### SET TASK
Count the lines below that contain the word "components", and report only that number.
==============================
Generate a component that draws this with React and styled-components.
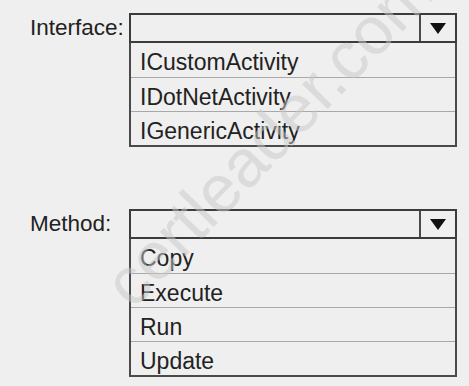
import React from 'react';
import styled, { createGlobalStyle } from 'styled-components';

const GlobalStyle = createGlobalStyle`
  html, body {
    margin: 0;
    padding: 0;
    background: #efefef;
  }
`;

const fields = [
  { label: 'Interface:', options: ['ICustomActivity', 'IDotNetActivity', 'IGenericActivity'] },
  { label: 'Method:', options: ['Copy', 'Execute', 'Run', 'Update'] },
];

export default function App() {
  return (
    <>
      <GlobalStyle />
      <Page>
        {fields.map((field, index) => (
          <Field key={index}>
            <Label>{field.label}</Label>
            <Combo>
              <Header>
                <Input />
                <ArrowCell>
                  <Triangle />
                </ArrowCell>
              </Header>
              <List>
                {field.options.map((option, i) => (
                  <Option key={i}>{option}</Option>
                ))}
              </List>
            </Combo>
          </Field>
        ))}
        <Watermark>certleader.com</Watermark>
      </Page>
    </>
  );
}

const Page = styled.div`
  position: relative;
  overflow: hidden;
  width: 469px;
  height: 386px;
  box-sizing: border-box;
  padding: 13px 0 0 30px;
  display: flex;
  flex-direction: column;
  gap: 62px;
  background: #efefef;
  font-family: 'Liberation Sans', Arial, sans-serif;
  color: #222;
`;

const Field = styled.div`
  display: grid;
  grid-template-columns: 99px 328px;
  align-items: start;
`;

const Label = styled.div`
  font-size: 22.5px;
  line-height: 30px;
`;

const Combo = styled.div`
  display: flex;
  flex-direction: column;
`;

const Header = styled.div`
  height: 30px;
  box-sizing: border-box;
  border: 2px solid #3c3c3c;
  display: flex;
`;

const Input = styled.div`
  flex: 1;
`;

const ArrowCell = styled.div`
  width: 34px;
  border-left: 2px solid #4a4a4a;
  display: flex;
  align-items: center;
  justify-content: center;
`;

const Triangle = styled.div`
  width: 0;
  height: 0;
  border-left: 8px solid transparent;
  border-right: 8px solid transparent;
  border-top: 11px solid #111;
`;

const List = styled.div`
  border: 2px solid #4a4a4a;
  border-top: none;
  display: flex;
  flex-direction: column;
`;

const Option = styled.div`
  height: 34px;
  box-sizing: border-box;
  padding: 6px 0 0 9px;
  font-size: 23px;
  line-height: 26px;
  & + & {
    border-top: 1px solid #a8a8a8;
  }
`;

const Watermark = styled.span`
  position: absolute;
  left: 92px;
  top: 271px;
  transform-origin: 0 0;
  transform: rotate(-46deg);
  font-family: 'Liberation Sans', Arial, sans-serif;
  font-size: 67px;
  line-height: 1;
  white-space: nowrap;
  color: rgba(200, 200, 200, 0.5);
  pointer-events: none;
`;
==============================
### IN RESPONSE
2